The evidence on U.S. debt

As the federal government struggles this week to raise the federal debt limit, we thought it’d be a good time to review the evidence on household debt over here at EBL. 

A business columnist at the Detroit News made the point this week that American families actually hold more debt than the federal government, with households owing more than $2.4 trillion of credit card debt alone. (That compares to approximately $1.4 trillion in the total debt for the U.S. government in 2011.)

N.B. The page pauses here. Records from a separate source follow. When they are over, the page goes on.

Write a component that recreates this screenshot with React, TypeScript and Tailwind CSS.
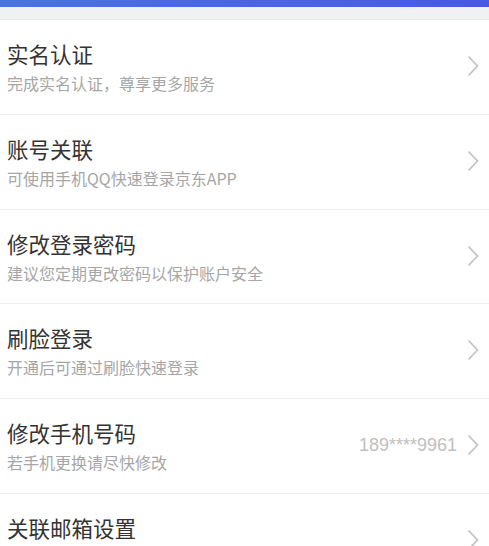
import React from "react";

const rows = [
  { title: "实名认证", sub: "完成实名认证，尊享更多服务" },
  { title: "账号关联", sub: "可使用手机QQ快速登录京东APP" },
  { title: "修改登录密码", sub: "建议您定期更改密码以保护账户安全" },
  { title: "刷脸登录", sub: "开通后可通过刷脸快速登录" },
  { title: "修改手机号码", sub: "若手机更换请尽快修改", value: "189****9961" },
  { title: "关联邮箱设置", sub: "" },
];

function Chevron() {
  return (
    <svg width="12" height="22" viewBox="0 0 12 22" className="shrink-0">
      <polyline points="1.5,1.5 10.5,11 1.5,20.5" fill="none" stroke="#c4c4c4" strokeWidth="1.8" />
    </svg>
  );
}

export default function App() {
  return (
    <div
      className="w-[489px] h-[546px] overflow-hidden bg-white"
      style={{ fontFamily: '"Noto Sans CJK SC", "Noto Sans", sans-serif' }}
    >
      <div className="h-[7px] bg-gradient-to-r from-[#4b72e2] to-[#4858e8]" />
      <div className="h-[13px] bg-[#f0f1f3] border-b border-[#e8e9ec]" />
      {rows.map((r, i) => (
        <div
          key={i}
          className="h-[94.75px] border-b border-[#ececec] flex items-start justify-between pl-[7px] pr-[10px] bg-white"
        >
          <div className="flex flex-col pt-[21px]">
            <div className="text-[21.5px] leading-[26px] text-[#333333]">{r.title}</div>
            <div className="mt-[5px] text-[16px] leading-[22px] text-[#a6a6a6]">{r.sub}</div>
          </div>
          <div className="flex items-center gap-[10px] pt-[35px]">
            {r.value && (
              <span
                className="text-[18px] text-[#c0c0c0] leading-[22px]"
                style={{ fontFamily: '"Liberation Sans", sans-serif' }}
              >
                {r.value}
              </span>
            )}
            <Chevron />
          </div>
        </div>
      ))}
    </div>
  );
}
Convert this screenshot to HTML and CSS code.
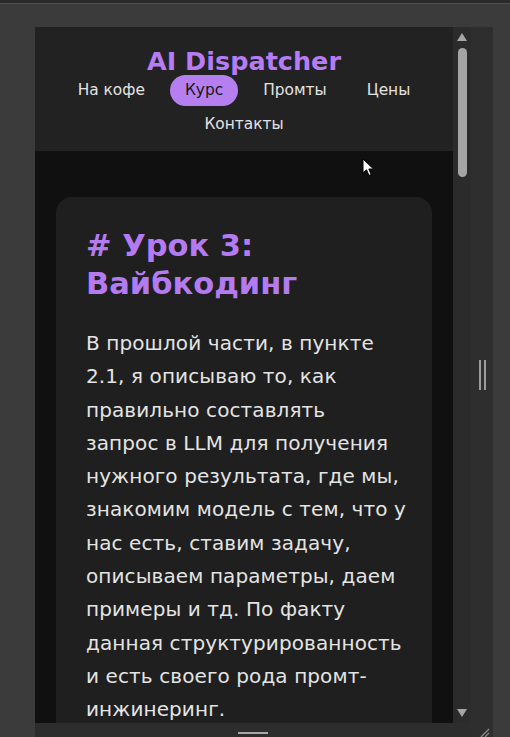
FILE: index.html
```html
<!DOCTYPE html>
<html lang="ru">
<head>
<meta charset="utf-8">
<title>AI Dispatcher — Урок 3</title>
<link rel="stylesheet" href="styles.css">
</head>
<body>
<div class="topstrip"></div>
<div class="device">
  <div class="viewport">
    <header class="site-header">
      <h1 class="logo">AI Dispatcher</h1>
      <nav class="nav">
        <a class="nav-item">На кофе</a>
        <a class="nav-item active">Курс</a>
        <a class="nav-item">Промты</a>
        <a class="nav-item">Цены</a>
        <a class="nav-item">Контакты</a>
      </nav>
    </header>
    <main class="main">
      <article class="card">
        <h2 class="lesson-title"># Урок 3: Вайбкодинг</h2>
        <p class="lesson-text">В прошлой части, в пункте<br>2.1, я описываю то, как<br>правильно составлять<br>запрос в LLM для получения<br>нужного результата, где мы,<br>знакомим модель с тем, что у<br>нас есть, ставим задачу,<br>описываем параметры, даем<br>примеры и тд. По факту<br>данная структурированность<br>и есть своего рода промт-<br>инжинеринг.</p>
      </article>
    </main>
    <svg class="cursor" width="13" height="19" viewBox="0 0 13 19"><path d="M1 1 L1 15 L4.5 11.8 L7 17.5 L9.2 16.5 L6.8 11 L11.5 11 Z" fill="#fff" stroke="#000" stroke-width="1"/></svg>
  </div>
  <div class="scrolltrack">
    <span class="arrow up"></span>
    <span class="thumb"></span>
    <span class="spacer"></span>
    <span class="arrow down"></span>
  </div>
  <div class="sidehandle"><span class="grip"></span></div>
  <div class="bottombar"><span class="hgrip"></span></div>
</div>
<svg class="corner" width="12" height="10" viewBox="0 0 12 10"><path d="M3 10 L11 2 M7 10 L11 6" stroke="#8a8a8a" stroke-width="1.3"/></svg>
</body>
</html>
```
FILE: styles.css
```css
html, body {
  margin: 0;
  padding: 0;
}
body {
  background: #3b3b3b;
  width: 510px;
  height: 737px;
  overflow: hidden;
  position: relative;
  font-family: "DejaVu Sans", "Noto Sans", sans-serif;
}
.topstrip {
  height: 3px;
  background: #2a2a2a;
  border-bottom: 1px solid #4e4e4e;
}
.device {
  display: grid;
  grid-template-columns: 418px 18px 22px;
  grid-template-rows: 696px 14px;
  margin: 23px 0 0 35px;
}
.viewport {
  grid-row: 1;
  grid-column: 1;
  overflow: hidden;
  position: relative;
  background: #101010;
}
.site-header {
  background: #222222;
  padding: 20px 0 11px;
  text-align: center;
}
.logo {
  margin: 0;
  font-size: 25.5px;
  line-height: 28px;
  font-weight: 700;
  color: #b67cf3;
}
.nav {
  display: flex;
  flex-wrap: wrap;
  justify-content: center;
  column-gap: 10px;
  row-gap: 3px;
  width: 390px;
  margin: 0 auto;
}
.nav-item {
  display: block;
  padding: 0 15px;
  height: 31px;
  line-height: 31px;
  border-radius: 16px;
  font-size: 15.4px;
  font-weight: 500;
  color: #e2e2e2;
}
.nav-item.active {
  background: #b57ff0;
  color: #161616;
}
.main {
  padding: 46px 21px 0;
}
.card {
  background: #1f1f1f;
  border-radius: 16px;
  padding: 30px 30px 40px;
}
.lesson-title {
  margin: 0;
  font-size: 30.5px;
  line-height: 38px;
  font-weight: 700;
  color: #b47bf1;
}
.lesson-text {
  margin: 24px 0 0;
  font-size: 20px;
  letter-spacing: 0.1px;
  line-height: 33.3px;
  white-space: nowrap;
  color: #e4e4e4;
}
.cursor {
  position: absolute;
  left: 327px;
  top: 131px;
}
.scrolltrack {
  grid-row: 1;
  grid-column: 2;
  background: #2b2b2b;
  display: flex;
  flex-direction: column;
  align-items: center;
  padding: 6px 0 6px;
}
.arrow {
  width: 0;
  height: 0;
  border-left: 5px solid transparent;
  border-right: 5px solid transparent;
}
.arrow.up {
  border-bottom: 8px solid #a6a6a6;
}
.arrow.down {
  border-top: 8px solid #a6a6a6;
}
.thumb {
  margin-top: 7px;
  width: 9px;
  height: 129px;
  border-radius: 5px;
  background: #a4a4a4;
}
.spacer {
  flex: 1;
}
.sidehandle {
  grid-row: 1 / span 2;
  grid-column: 3;
  background: #2e2e2e;
  display: flex;
  align-items: center;
  justify-content: center;
  padding-bottom: 14px;
}
.grip {
  width: 3px;
  height: 30px;
  border-left: 2px solid #9c9c9c;
  border-right: 2px solid #9c9c9c;
}
.bottombar {
  grid-row: 2;
  grid-column: 1 / span 2;
  background: #2d2d2d;
  display: flex;
  justify-content: center;
  align-items: flex-end;
}
.hgrip {
  width: 30px;
  height: 2px;
  background: #a8a8a8;
  margin-bottom: 3px;
}
.corner {
  position: absolute;
  left: 478px;
  top: 727px;
}
```
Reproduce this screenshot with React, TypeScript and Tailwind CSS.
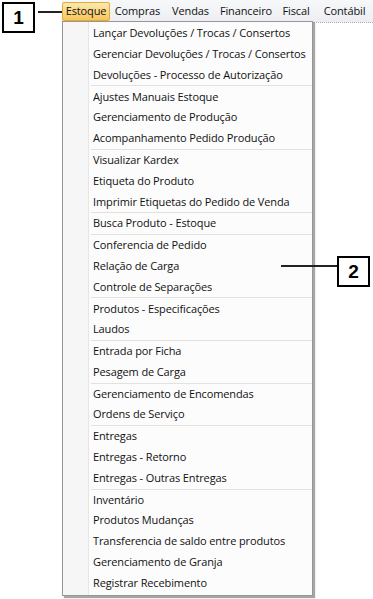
import React from 'react'

const MENU_BAR = [
  { label: 'Estoque', w: 'w-[48px]', active: true },
  { label: 'Compras', w: 'w-[55px]' },
  { label: 'Vendas', w: 'w-[51px]' },
  { label: 'Financeiro', w: 'w-[60px]' },
  { label: 'Fiscal', w: 'w-[40px]' },
  { label: 'Contábil', w: 'w-[57px]' }
]

// grupos separados por linha
const GROUPS: string[][] = [
  [
    'Lançar Devoluções / Trocas / Consertos',
    'Gerenciar Devoluções / Trocas / Consertos',
    'Devoluções - Processo de Autorização'
  ],
  ['Ajustes Manuais Estoque', 'Gerenciamento de Produção', 'Acompanhamento Pedido Produção'],
  ['Visualizar Kardex', 'Etiqueta do Produto', 'Imprimir Etiquetas do Pedido de Venda'],
  ['Busca Produto - Estoque'],
  ['Conferencia de Pedido', 'Relação de Carga', 'Controle de Separações'],
  ['Produtos - Especificações', 'Laudos'],
  ['Entrada por Ficha', 'Pesagem de Carga'],
  ['Gerenciamento de Encomendas', 'Ordens de Serviço'],
  ['Entregas', 'Entregas - Retorno', 'Entregas - Outras Entregas'],
  [
    'Inventário',
    'Produtos Mudanças',
    'Transferencia de saldo entre produtos',
    'Gerenciamento de Granja',
    'Registrar Recebimento'
  ]
]

const uiFont = { fontFamily: '"Open Sans", "Noto Sans", sans-serif' }

function Callout({ n }: { n: string }) {
  return (
    <div
      className="flex h-[31px] w-[33px] items-center justify-center border-2 border-black bg-white text-[19px] font-bold leading-none text-black"
      style={{ fontFamily: '"Liberation Sans", Arial, sans-serif' }}
    >
      {n}
    </div>
  )
}

export default function App() {
  return (
    <div
      className="relative h-[599px] w-[373px] overflow-hidden bg-white text-[11px] tracking-[-0.12px] text-[#111]"
      style={uiFont}
    >
      {/* menu bar */}
      <div className="ml-[62px] flex h-[22px] items-center bg-gradient-to-b from-[#f7f8fa] to-[#eceef2]">
        {MENU_BAR.map((m) => (
          <div
            key={m.label}
            className={
              m.active
                ? `${m.w} flex h-[19px] items-center justify-center rounded-[2px] border border-[#e4a93c] bg-gradient-to-b from-[#fde9ac] to-[#f8c455]`
                : `${m.w} flex h-[19px] items-center justify-center`
            }
          >
            {m.label}
          </div>
        ))}
      </div>
      <div className="ml-[313px] border-t border-dotted border-[#a8a8a8]" />

      {/* dropdown */}
      <div className="absolute left-[62px] top-[21px] w-[251px] border border-[#979797] bg-[#fcfcfc] py-px shadow-[2px_2px_1px_rgba(0,0,0,0.35)]">
        <div className="absolute bottom-0 left-0 top-0 w-[26px] border-r border-[#e6e6e6] bg-[#f6f6f6]" />
        <div className="relative flex flex-col">
          {GROUPS.map((group, gi) => (
            <div key={gi} className="flex flex-col">
              {gi > 0 && <div className="ml-[28px] h-px bg-[#e4e1dc]" />}
              {group.map((item) => (
                <div key={item} className="flex h-[20.8px] items-center pl-[30px] whitespace-nowrap">
                  {item}
                </div>
              ))}
            </div>
          ))}
        </div>
      </div>

      {/* callout 1 */}
      <div className="absolute left-[2px] top-[2px] flex items-start">
        <Callout n="1" />
        <div className="ml-[3px] mt-[9px] h-[2px] w-[24px] bg-[#222]" />
      </div>

      {/* callout 2 */}
      <div className="absolute left-[281px] top-[256px] flex items-center">
        <div className="mt-[-11px] h-[2px] w-[56px] bg-[#222]" />
        <Callout n="2" />
      </div>
    </div>
  )
}
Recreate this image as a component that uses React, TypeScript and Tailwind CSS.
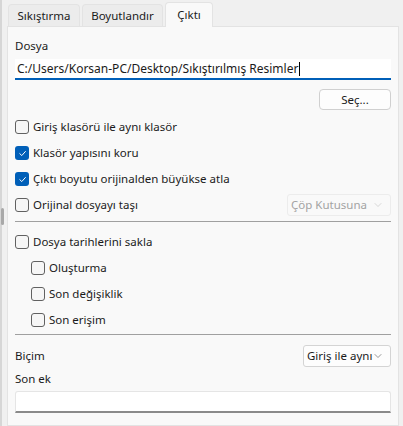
import { ChevronDown } from "lucide-react";

const font = { fontFamily: '"Noto Sans", "Open Sans", sans-serif' };

function Box({ checked }: { checked?: boolean }) {
  if (checked) {
    return (
      <span className="flex h-[14px] w-[14px] shrink-0 items-center justify-center rounded-[3px] bg-[#005fb8]">
        <svg width="9" height="9" viewBox="0 0 10 10" fill="none">
          <path d="M2 5.2 4.2 7.3 8.2 2.8" stroke="white" strokeWidth="1.1" strokeLinecap="round" strokeLinejoin="round" />
        </svg>
      </span>
    );
  }
  return <span className="h-[14px] w-[14px] shrink-0 rounded-[3px] border border-[#616161] bg-[#f6f6f6]" />;
}

function Check({ label, checked, indent }: { label: string; checked?: boolean; indent?: boolean }) {
  return (
    <label className={`flex h-[26px] items-center gap-[4px] whitespace-nowrap ${indent ? "pl-[16px]" : ""}`}>
      <Box checked={checked} />
      <span>{label}</span>
    </label>
  );
}

function Combo({ text, disabled, width }: { text: string; disabled?: boolean; width: string }) {
  return (
    <div
      className={`flex h-[22px] items-center justify-between whitespace-nowrap rounded-[3px] border pl-[3px] pr-[6px] ${width} ${
        disabled ? "border-[#ececec] bg-[#f9f9f9] text-[#a3a3a3]" : "border-[#d4d4d4] bg-[#fdfdfd] text-[#1b1b1b]"
      }`}
    >
      <span>{text}</span>
      <ChevronDown className={`h-3 w-3 shrink-0 ${disabled ? "text-[#c4c4c4]" : "text-[#606060]"}`} strokeWidth={1.3} />
    </div>
  );
}

export default function App() {
  return (
    <div className="flex h-[426px] w-[403px] overflow-hidden bg-[#f0f0f0] text-[11.5px] text-[#1b1b1b]" style={font}>
      <div className="relative w-[2px] shrink-0 bg-[#d6d6d6]">
        <div className="absolute left-[1px] top-[208px] h-[17px] w-[3px] rounded-sm bg-[#a8a8a8]" />
      </div>
      <div className="flex min-w-0 flex-1 flex-col pl-[5px] pr-[4px] pt-[2px]">
        <div className="flex items-end gap-[2px] pl-[1px]">
          <div className="flex h-[22px] w-[72px] items-center justify-center rounded-t-[4px] border border-b-0 border-[#e3e3e3] bg-[#ececec]">Sıkıştırma</div>
          <div className="flex h-[22px] w-[81px] items-center justify-center rounded-t-[4px] border border-b-0 border-[#e3e3e3] bg-[#ececec]">Boyutlandır</div>
          <div className="z-10 -mb-px flex h-[25px] w-[48px] items-center justify-center rounded-t-[4px] border border-b-0 border-[#e3e3e3] bg-[#f9f9f9]">Çıktı</div>
        </div>
        <div className="flex flex-1 flex-col border border-[#e3e3e3] bg-[#f9f9f9] px-[7px] pt-[9px]">
          <div className="h-[20px] leading-[20px]">Dosya</div>
          <div className="mt-[3px] flex h-[21px] items-center border-b-2 border-[#005fb8] bg-white pl-[2px] text-[12px]">
            <span>C:/Users/Korsan-PC/Desktop/Sıkıştırılmış Resimler</span>
            <span className="ml-px h-[14px] w-px bg-black" />
          </div>
          <div className="mt-[9px] flex justify-end">
            <button className="h-[21px] w-[72px] rounded-[4px] border border-[#d0d0d0] bg-[#fdfdfd]">Seç...</button>
          </div>
          <div className="mt-[4px] flex flex-col">
            <Check label="Giriş klasörü ile aynı klasör" />
            <Check label="Klasör yapısını koru" checked />
            <Check label="Çıktı boyutu orijinalden büyükse atla" checked />
            <div className="flex items-center justify-between">
              <Check label="Orijinal dosyayı taşı" />
              <Combo text="Çöp Kutusuna" disabled width="w-[104px]" />
            </div>
          </div>
          <div className="mt-[3px] h-px bg-[#a0a0a0]" />
          <div className="mt-[7px] flex flex-col">
            <Check label="Dosya tarihlerini sakla" />
            <Check label="Oluşturma" indent />
            <Check label="Son değişiklik" indent />
            <Check label="Son erişim" indent />
          </div>
          <div className="mt-[1px] h-px bg-[#a0a0a0]" />
          <div className="mt-[10px] flex items-center justify-between">
            <span>Biçim</span>
            <Combo text="Giriş ile aynı" width="w-[88px]" />
          </div>
          <div className="mt-[2px] h-[20px] leading-[20px]">Son ek</div>
          <div className="mt-[2px] h-[22px] shrink-0 rounded-t-[3px] border border-b-2 border-[#e5e5e5] border-b-[#8a8a8a] bg-white" />
        </div>
      </div>
    </div>
  );
}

What else do we know about Americans and debt?   Family Economics and Resource Management, a project by Cornell Cooperative Extension to people achieve more  secure financial situations, compiled an interesting list of facts about Americans and debt management.  Among them:

  • 40 percent of U.S. households live beyond their means.
  • the net worth of the average middle-class American household after accounting for debt is less than $10,000.
  • and 48 percent of American credit card holders only pay the minimum payment amount each month.

Essentially, the evidence shows that Americans are no more responsible with their borrowing habits than the federal government.

But there is a way out.  Rutgers Cooperative Extension has compiled 20 tips for smart borrowing, such as:

  • Borrow as little as possible by making the largest down payment you can afford.  This will help you to avoid becoming “upside down” or owing more than your purchase is worth.
  • Shop for credit, just like other purchases. Compare at least three different banks for the lowest interest rates and fees.
  • Always pay more than the minimum monthly payment. For example, send 6 percent of a $5,000 outstanding balance on an 18 percent APR credit card, instead of 3 percent, and you’ll save 9 years of payments and $2,975 in interest.

Be sure to understand the facts about any money you borrow or credit cards you hold.  Smart borrowing will help you achieve financial success over the long run.